> [What you have to do]: Starting at the first line of the listing below, retype each line up to and including the one that contains "const x = (s: number)". Leave pictures out.

> [Information provided]:

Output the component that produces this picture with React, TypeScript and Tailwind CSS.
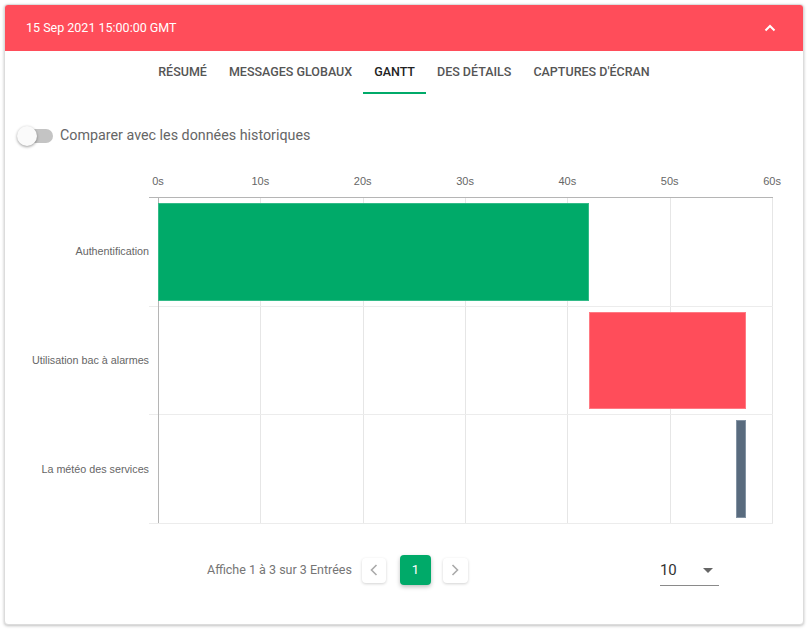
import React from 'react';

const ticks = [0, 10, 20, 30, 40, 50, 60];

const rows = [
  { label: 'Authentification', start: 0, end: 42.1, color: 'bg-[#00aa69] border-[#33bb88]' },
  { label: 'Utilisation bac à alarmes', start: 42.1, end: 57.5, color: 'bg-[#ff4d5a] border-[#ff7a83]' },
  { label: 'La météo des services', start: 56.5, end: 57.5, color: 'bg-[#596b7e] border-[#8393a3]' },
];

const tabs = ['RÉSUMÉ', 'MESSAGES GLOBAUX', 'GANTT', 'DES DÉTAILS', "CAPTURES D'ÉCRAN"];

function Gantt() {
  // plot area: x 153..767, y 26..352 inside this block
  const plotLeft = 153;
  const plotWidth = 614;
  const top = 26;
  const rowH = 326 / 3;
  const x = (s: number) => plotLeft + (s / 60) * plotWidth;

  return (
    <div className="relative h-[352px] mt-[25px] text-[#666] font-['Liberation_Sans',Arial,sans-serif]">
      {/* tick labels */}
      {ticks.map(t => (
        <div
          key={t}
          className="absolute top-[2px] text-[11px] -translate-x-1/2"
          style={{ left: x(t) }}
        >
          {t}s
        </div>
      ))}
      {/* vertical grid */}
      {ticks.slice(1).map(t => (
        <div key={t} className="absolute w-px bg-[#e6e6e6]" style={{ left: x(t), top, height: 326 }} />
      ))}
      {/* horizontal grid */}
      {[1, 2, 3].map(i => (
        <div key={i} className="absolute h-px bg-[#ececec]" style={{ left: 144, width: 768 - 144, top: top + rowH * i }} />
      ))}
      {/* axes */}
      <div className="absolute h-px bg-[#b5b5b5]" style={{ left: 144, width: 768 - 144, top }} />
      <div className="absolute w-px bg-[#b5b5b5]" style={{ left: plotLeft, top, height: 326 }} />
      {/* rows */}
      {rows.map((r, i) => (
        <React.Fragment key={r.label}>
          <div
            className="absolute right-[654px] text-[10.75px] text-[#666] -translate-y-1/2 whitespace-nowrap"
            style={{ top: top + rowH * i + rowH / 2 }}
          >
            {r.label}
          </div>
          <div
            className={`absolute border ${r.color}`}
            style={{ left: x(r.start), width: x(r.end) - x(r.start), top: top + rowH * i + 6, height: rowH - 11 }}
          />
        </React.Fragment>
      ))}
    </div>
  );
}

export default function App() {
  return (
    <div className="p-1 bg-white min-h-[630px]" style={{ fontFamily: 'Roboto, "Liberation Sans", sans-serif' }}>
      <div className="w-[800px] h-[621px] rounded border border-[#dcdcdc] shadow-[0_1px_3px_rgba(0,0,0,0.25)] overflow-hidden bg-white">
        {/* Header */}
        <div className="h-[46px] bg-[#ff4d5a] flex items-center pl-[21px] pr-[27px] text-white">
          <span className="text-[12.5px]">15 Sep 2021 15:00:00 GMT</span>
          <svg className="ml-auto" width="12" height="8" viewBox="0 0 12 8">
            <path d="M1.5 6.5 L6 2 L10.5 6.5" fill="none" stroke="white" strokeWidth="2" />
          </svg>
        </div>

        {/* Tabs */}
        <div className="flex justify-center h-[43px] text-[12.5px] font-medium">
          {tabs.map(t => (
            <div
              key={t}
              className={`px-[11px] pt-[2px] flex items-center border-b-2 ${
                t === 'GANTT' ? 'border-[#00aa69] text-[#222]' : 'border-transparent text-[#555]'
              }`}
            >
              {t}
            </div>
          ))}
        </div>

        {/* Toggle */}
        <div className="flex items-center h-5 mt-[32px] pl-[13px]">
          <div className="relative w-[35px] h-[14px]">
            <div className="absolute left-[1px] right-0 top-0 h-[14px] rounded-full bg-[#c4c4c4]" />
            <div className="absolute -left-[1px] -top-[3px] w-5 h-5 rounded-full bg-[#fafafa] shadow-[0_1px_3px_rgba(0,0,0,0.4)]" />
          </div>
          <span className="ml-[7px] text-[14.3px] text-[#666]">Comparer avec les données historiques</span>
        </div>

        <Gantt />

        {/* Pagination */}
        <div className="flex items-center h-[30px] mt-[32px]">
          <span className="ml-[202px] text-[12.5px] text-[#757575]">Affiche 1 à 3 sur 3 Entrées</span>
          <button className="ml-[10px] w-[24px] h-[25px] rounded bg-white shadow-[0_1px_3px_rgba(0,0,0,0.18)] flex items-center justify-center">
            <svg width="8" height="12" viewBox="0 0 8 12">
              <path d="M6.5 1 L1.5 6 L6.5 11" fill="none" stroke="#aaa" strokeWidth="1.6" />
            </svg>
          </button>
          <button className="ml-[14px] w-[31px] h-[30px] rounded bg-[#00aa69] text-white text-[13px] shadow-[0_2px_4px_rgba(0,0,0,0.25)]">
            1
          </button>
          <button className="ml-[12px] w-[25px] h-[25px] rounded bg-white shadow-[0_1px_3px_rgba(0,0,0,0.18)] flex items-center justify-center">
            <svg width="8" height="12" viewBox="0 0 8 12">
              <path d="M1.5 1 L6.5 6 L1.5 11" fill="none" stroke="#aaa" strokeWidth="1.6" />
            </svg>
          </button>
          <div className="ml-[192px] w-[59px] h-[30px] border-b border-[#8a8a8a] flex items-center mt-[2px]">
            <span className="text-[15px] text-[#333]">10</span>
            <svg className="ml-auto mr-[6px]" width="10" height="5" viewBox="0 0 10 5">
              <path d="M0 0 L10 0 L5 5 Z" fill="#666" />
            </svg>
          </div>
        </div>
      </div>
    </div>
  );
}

> [Exercise answer]:
Output the component that produces this picture with React, TypeScript and Tailwind CSS.
import React from 'react';

const ticks = [0, 10, 20, 30, 40, 50, 60];

const rows = [
  { label: 'Authentification', start: 0, end: 42.1, color: 'bg-[#00aa69] border-[#33bb88]' },
  { label: 'Utilisation bac à alarmes', start: 42.1, end: 57.5, color: 'bg-[#ff4d5a] border-[#ff7a83]' },
  { label: 'La météo des services', start: 56.5, end: 57.5, color: 'bg-[#596b7e] border-[#8393a3]' },
];

const tabs = ['RÉSUMÉ', 'MESSAGES GLOBAUX', 'GANTT', 'DES DÉTAILS', "CAPTURES D'ÉCRAN"];

function Gantt() {
  // plot area: x 153..767, y 26..352 inside this block
  const plotLeft = 153;
  const plotWidth = 614;
  const top = 26;
  const rowH = 326 / 3;
  const x = (s: number) => plotLeft + (s / 60) * plotWidth;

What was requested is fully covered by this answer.